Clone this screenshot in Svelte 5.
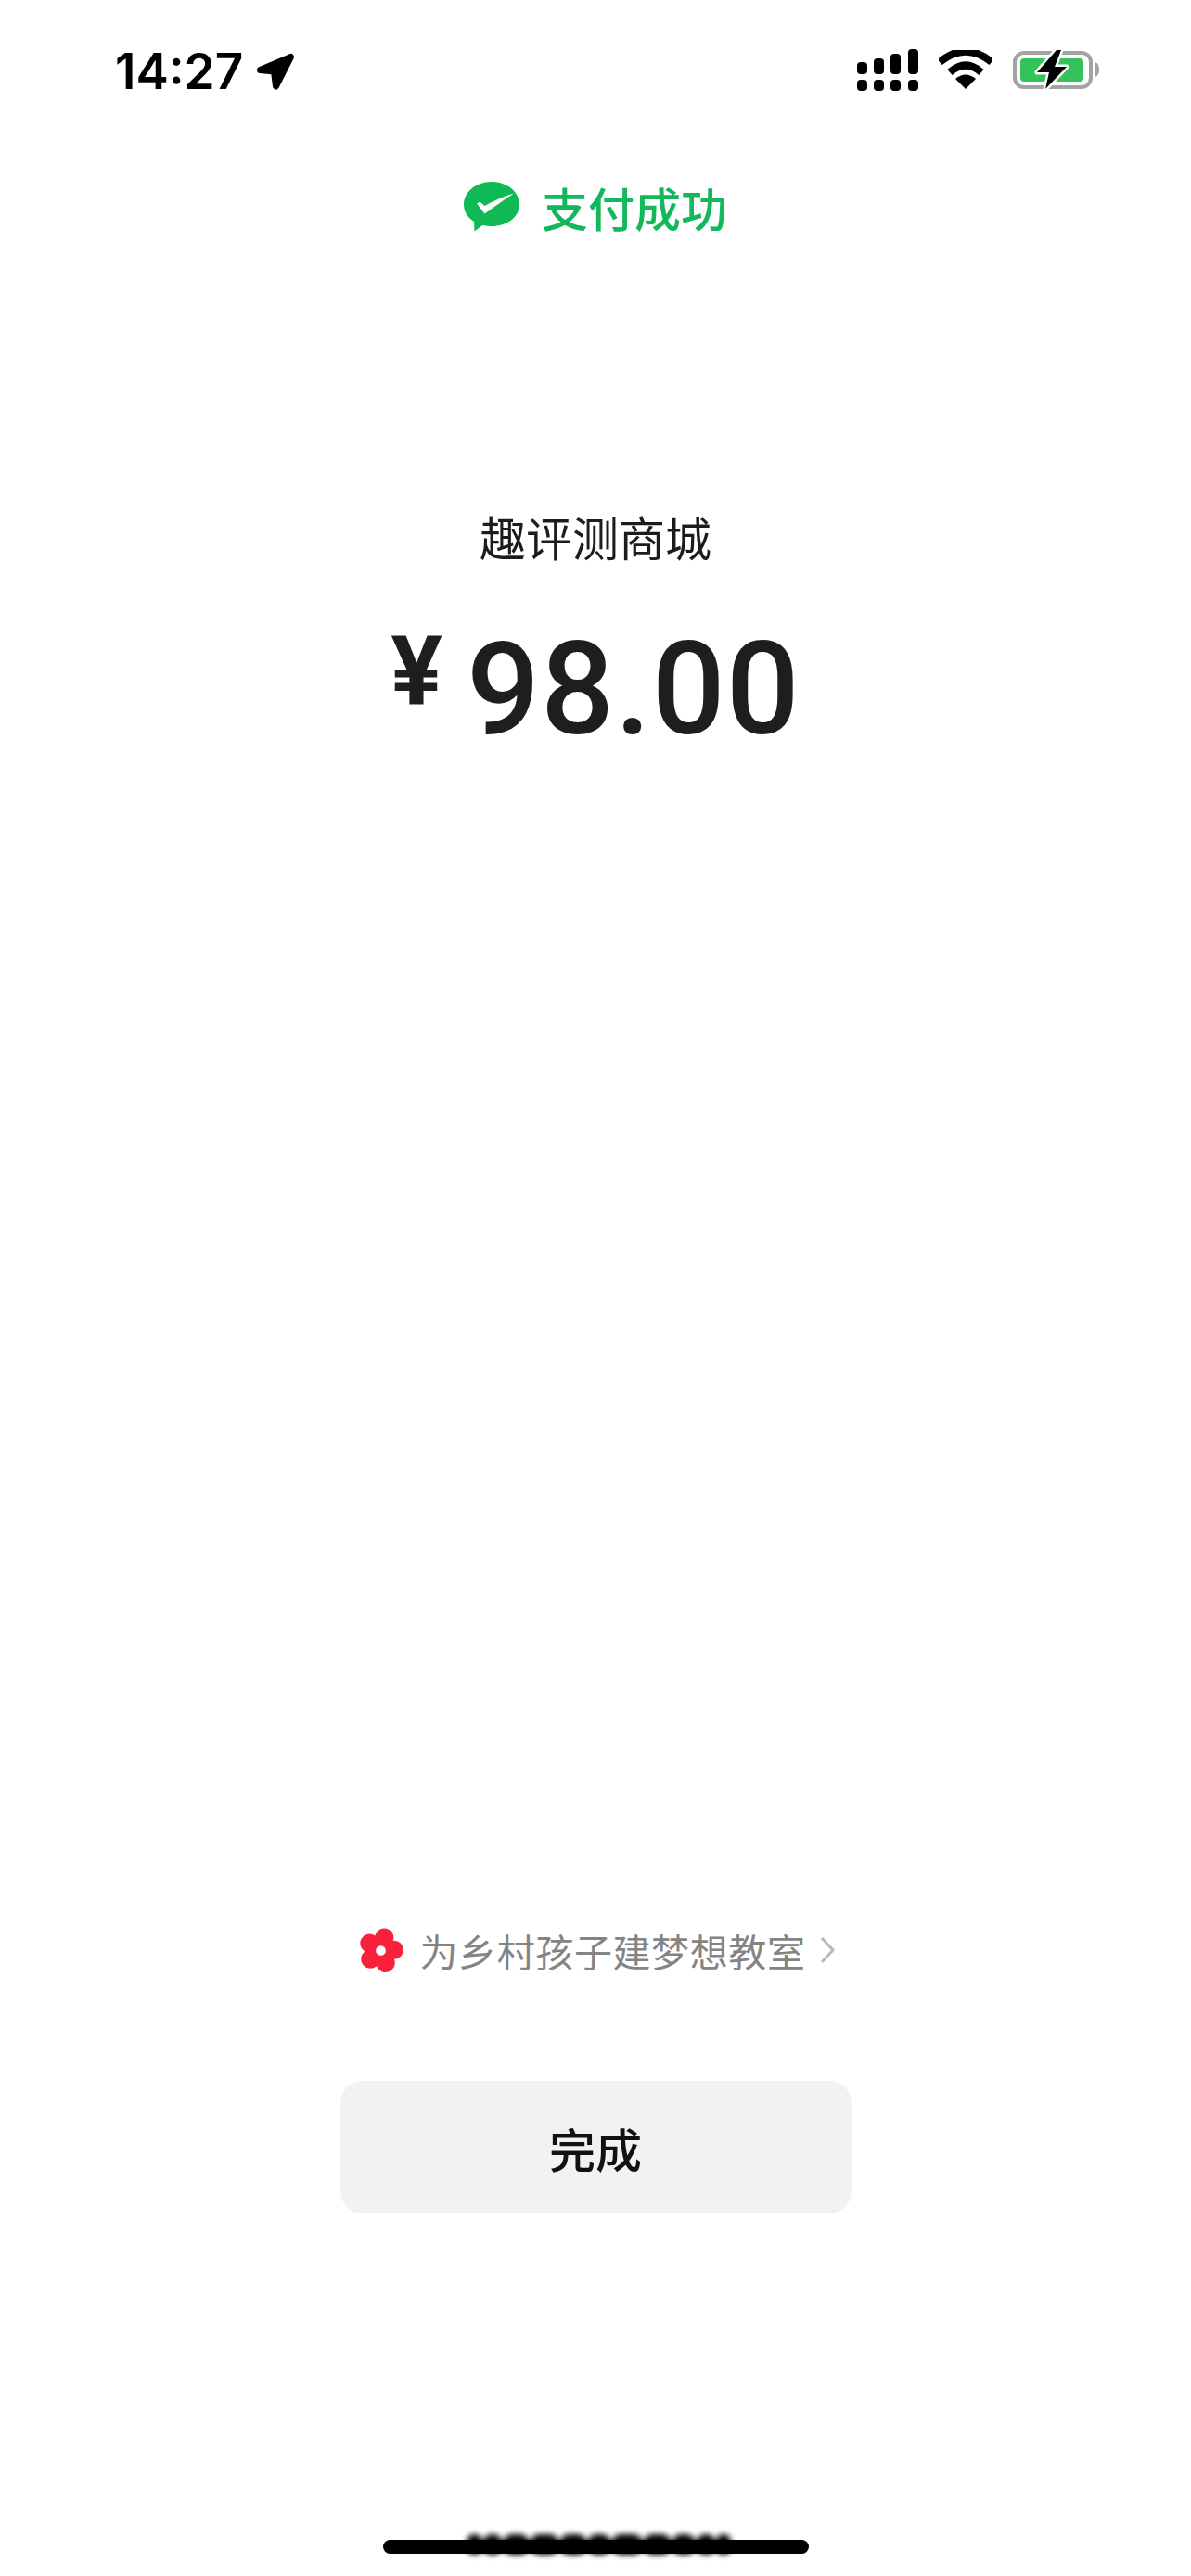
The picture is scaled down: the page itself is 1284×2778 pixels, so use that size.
<script>
	const lobes = [15, 87, 159, 231, 303];
	const blobs = [17, 22, 29, 32, 30, 26, 34, 31, 26, 22, 16];
</script>

<div class="page">
	<div class="status">
		<div class="time-wrap">
			<span class="time">14:27</span>
			<svg class="arrow" viewBox="0 0 42 40" width="42" height="40">
				<path d="M4.500 18.500 L37.500 4.500 L21.500 36 L19.500 20 Z" fill="#000" stroke="#000" stroke-width="7" stroke-linejoin="round" />
			</svg>
		</div>
		<div class="status-icons">
			<svg class="signal" viewBox="0 0 66 46" width="66" height="46">
				<rect x="0" y="14" width="11" height="13" rx="4" />
				<rect x="18" y="10" width="11" height="17" rx="4" />
				<rect x="36" y="5" width="11" height="22" rx="4" />
				<rect x="55" y="0" width="11" height="27" rx="4" />
				<rect x="0" y="33" width="11" height="12" rx="4" />
				<rect x="18" y="33" width="11" height="12" rx="4" />
				<rect x="36" y="33" width="11" height="12" rx="4" />
				<rect x="55" y="33" width="11" height="12" rx="4" />
			</svg>
			<svg class="wifi" viewBox="0 0 58 42" width="58" height="42">
				<path d="M1 13 Q29 -10 57 13" fill="none" stroke="#000" stroke-width="8" />
				<path d="M12 24 Q29 9 46 24" fill="none" stroke="#000" stroke-width="8" />
				<path d="M18 31 Q29 22 40 31 L29 42 Z" fill="#000" />
			</svg>
			<svg class="battery" viewBox="0 0 94 46" width="94" height="46">
				<rect x="2" y="5" width="82" height="37" rx="10" fill="none" stroke="#a3a3a3" stroke-width="4" />
				<rect x="8" y="11" width="68" height="25" rx="4" fill="#34c35a" />
				<path d="M47 2 L26 26 H39 L35 44 L58 20 H45 L52 2 Z" fill="#000" stroke="#fff" stroke-width="5" stroke-linejoin="round" paint-order="stroke" />
				<path d="M89 15 Q93 17 93 23 Q93 29 89 31 Z" fill="#a3a3a3" />
			</svg>
		</div>
	</div>

	<div class="result">
		<svg class="wechat" viewBox="0 0 60 54" width="60" height="54">
			<path d="M30 0 C46.500 0 60 10.800 60 24.500 C60 38.200 46.500 48 30 48 C26.500 48 23.500 47.600 20.500 46.700 L11.500 53.500 L11 43 C4 38.500 0 32 0 24.500 C0 10.800 13.500 0 30 0 Z" fill="#0fb954" />
			<path d="M14 23.500 L17.500 21.500 L22.500 26 C30 22 39 17 54 12.500 C42 20.500 33 27 22.500 34.500 Z" fill="#fff" />
		</svg>
		<span>支付成功</span>
	</div>

	<div class="merchant">趣评测商城</div>
	<div class="amount"><span class="yen">¥</span><span class="num">98.00</span></div>

	<div class="spacer"></div>

	<div class="promo">
		<svg class="flower" viewBox="0 0 46 46" width="49" height="49">
			<g fill="#f8203a">
				{#each lobes as deg}
					<circle cx="23" cy="9.500" r="9.500" transform="rotate({deg} 23 23)" />
				{/each}
				<circle cx="23" cy="23" r="13.500" />
			</g>
			<circle cx="23" cy="23" r="5" fill="#fff" />
		</svg>
		<span class="promo-text">为乡村孩子建梦想教室</span>
		<svg class="chevron" viewBox="0 0 18 30" width="18" height="30">
			<path d="M3 2 L15 15 L3 28" fill="none" stroke="#b9b9b9" stroke-width="3" />
		</svg>
	</div>

	<button class="done">完成</button>

	<div class="home">
		<div class="bar"></div>
		<div class="watermark"></div>
		<div class="smudge">
			{#each blobs as w}
				<span style="width: {w}px"></span>
			{/each}
		</div>
	</div>
</div>

<style>
	:global(body) {
		margin: 0;
		background: #fff;
	}

	.page {
		width: 1284px;
		height: 2778px;
		display: flex;
		flex-direction: column;
		align-items: center;
		overflow: hidden;
		font-family: 'Noto Sans CJK SC', 'Roboto', sans-serif;
		background: #fff;
	}

	.status {
		width: 100%;
		box-sizing: border-box;
		height: 120px;
		padding: 52px 98px 0 124px;
		display: flex;
		justify-content: space-between;
		align-items: flex-start;
	}

	.time-wrap {
		display: flex;
		align-items: center;
		gap: 14px;
	}

	.time {
		font-family: 'Inter', sans-serif;
		font-weight: 600;
		font-size: 53px;
		line-height: 50px;
		color: #000;
	}

	.status-icons {
		display: flex;
		align-items: flex-start;
		gap: 22px;
	}

	.signal {
		margin-top: 1px;
	}

	.wifi {
		margin-top: 2px;
	}

	.result {
		margin-top: 73px;
		display: flex;
		align-items: center;
		gap: 24px;
		color: #14b85c;
		font-size: 50px;
		font-weight: 500;
		line-height: 60px;
	}

	.merchant {
		margin-top: 290px;
		font-size: 50px;
		line-height: 70px;
		color: #1c1c1c;
	}

	.amount {
		margin-top: 46px;
		display: flex;
		align-items: flex-start;
		color: #1e1e1e;
		font-family: 'Roboto', sans-serif;
		font-weight: 500;
		line-height: 170px;
	}

	.yen {
		font-size: 104px;
		font-weight: 700;
		line-height: 130px;
		margin-right: 26px;
	}

	.num {
		font-size: 139px;
		letter-spacing: 1px;
	}

	.spacer {
		flex: 1;
	}

	.promo {
		display: flex;
		align-items: center;
		height: 50px;
		color: #848484;
		font-size: 41px;
		margin-left: 2px;
	}

	.promo-text {
		margin-left: 18px;
		letter-spacing: 0.6px;
	}

	.chevron {
		margin-left: 14px;
	}

	.done {
		margin-top: 116px;
		width: 551px;
		height: 143px;
		border: none;
		border-radius: 24px;
		background: #f2f2f2;
		color: #111;
		font-family: inherit;
		font-size: 50px;
		font-weight: 500;
		padding: 0;
	}

	.home {
		position: relative;
		margin-top: 352px;
		margin-bottom: 24px;
		width: 459px;
		height: 15px;
	}

	.bar {
		height: 15px;
		border-radius: 8px;
		background: #000;
	}

	/* blurred-out watermark over the home bar */
	.watermark {
		position: absolute;
		left: 90px;
		top: 12px;
		width: 270px;
		height: 10px;
		background: #e4e4e4;
		filter: blur(3px);
		z-index: -1;
	}

	.smudge {
		position: absolute;
		left: 90px;
		top: -6px;
		width: 285px;
		height: 22px;
		display: flex;
		align-items: center;
		filter: blur(3px);
	}

	.smudge span {
		height: 22px;
		border-radius: 11px;
		background: #000;
		flex: none;
	}
</style>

- - -

## Your objective
Copy each line of the listing that includes "page".

## Completed task
The picture is scaled down: the page itself is 1284×2778 pixels, so use that size.
<div class="page">
	.page {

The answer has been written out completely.